▶ Your goal
Give all the lines below again, exactly, with no pictures.

▶ Data segment
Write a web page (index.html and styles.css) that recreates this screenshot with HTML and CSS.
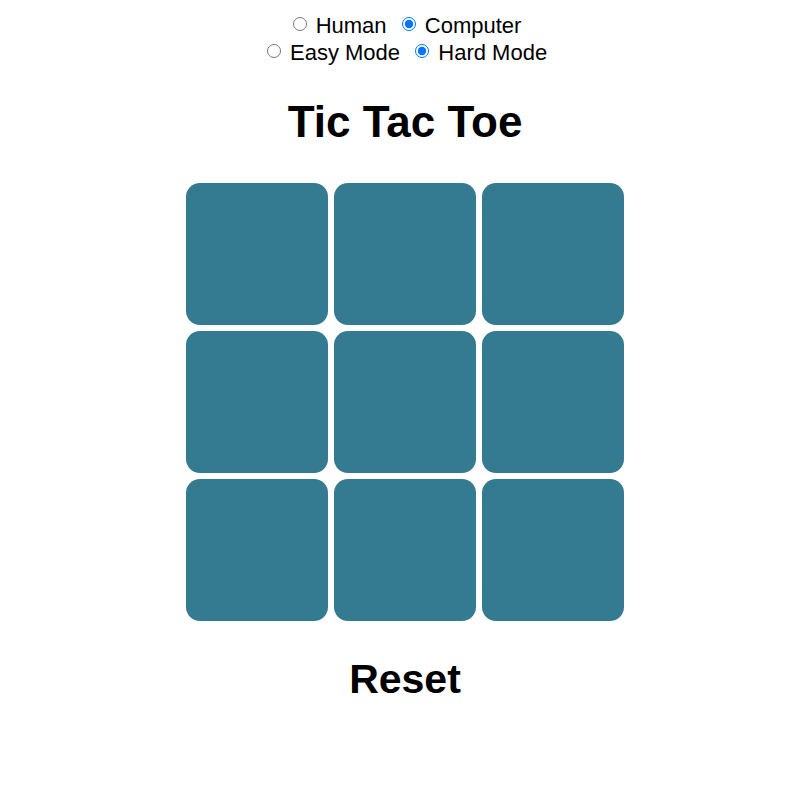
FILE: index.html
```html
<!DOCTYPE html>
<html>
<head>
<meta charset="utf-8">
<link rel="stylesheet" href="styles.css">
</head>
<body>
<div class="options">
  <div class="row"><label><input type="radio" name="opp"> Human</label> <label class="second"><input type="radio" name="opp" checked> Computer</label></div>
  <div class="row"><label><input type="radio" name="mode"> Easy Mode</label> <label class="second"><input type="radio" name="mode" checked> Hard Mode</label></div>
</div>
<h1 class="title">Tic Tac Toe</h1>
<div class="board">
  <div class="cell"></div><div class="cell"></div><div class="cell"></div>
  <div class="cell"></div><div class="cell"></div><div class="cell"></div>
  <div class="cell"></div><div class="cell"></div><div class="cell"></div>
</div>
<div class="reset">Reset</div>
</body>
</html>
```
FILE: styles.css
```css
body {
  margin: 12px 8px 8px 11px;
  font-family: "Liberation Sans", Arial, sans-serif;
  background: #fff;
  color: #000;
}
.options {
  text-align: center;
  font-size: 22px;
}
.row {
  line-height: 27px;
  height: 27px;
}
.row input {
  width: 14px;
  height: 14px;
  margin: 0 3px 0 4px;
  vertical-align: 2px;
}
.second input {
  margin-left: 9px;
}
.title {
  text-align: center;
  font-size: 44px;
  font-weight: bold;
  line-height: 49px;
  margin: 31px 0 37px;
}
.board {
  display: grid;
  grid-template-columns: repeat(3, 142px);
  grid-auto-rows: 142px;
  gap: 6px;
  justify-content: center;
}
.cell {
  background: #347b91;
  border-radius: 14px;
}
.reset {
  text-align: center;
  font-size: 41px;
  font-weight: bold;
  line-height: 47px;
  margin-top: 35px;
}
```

▶ Problem solution
Write a web page (index.html and styles.css) that recreates this screenshot with HTML and CSS.
FILE: index.html
```html
<!DOCTYPE html>
<html>
<head>
<meta charset="utf-8">
<link rel="stylesheet" href="styles.css">
</head>
<body>
<div class="options">
  <div class="row"><label><input type="radio" name="opp"> Human</label> <label class="second"><input type="radio" name="opp" checked> Computer</label></div>
  <div class="row"><label><input type="radio" name="mode"> Easy Mode</label> <label class="second"><input type="radio" name="mode" checked> Hard Mode</label></div>
</div>
<h1 class="title">Tic Tac Toe</h1>
<div class="board">
  <div class="cell"></div><div class="cell"></div><div class="cell"></div>
  <div class="cell"></div><div class="cell"></div><div class="cell"></div>
  <div class="cell"></div><div class="cell"></div><div class="cell"></div>
</div>
<div class="reset">Reset</div>
</body>
</html>
```
FILE: styles.css
```css
body {
  margin: 12px 8px 8px 11px;
  font-family: "Liberation Sans", Arial, sans-serif;
  background: #fff;
  color: #000;
}
.options {
  text-align: center;
  font-size: 22px;
}
.row {
  line-height: 27px;
  height: 27px;
}
.row input {
  width: 14px;
  height: 14px;
  margin: 0 3px 0 4px;
  vertical-align: 2px;
}
.second input {
  margin-left: 9px;
}
.title {
  text-align: center;
  font-size: 44px;
  font-weight: bold;
  line-height: 49px;
  margin: 31px 0 37px;
}
.board {
  display: grid;
  grid-template-columns: repeat(3, 142px);
  grid-auto-rows: 142px;
  gap: 6px;
  justify-content: center;
}
.cell {
  background: #347b91;
  border-radius: 14px;
}
.reset {
  text-align: center;
  font-size: 41px;
  font-weight: bold;
  line-height: 47px;
  margin-top: 35px;
}
```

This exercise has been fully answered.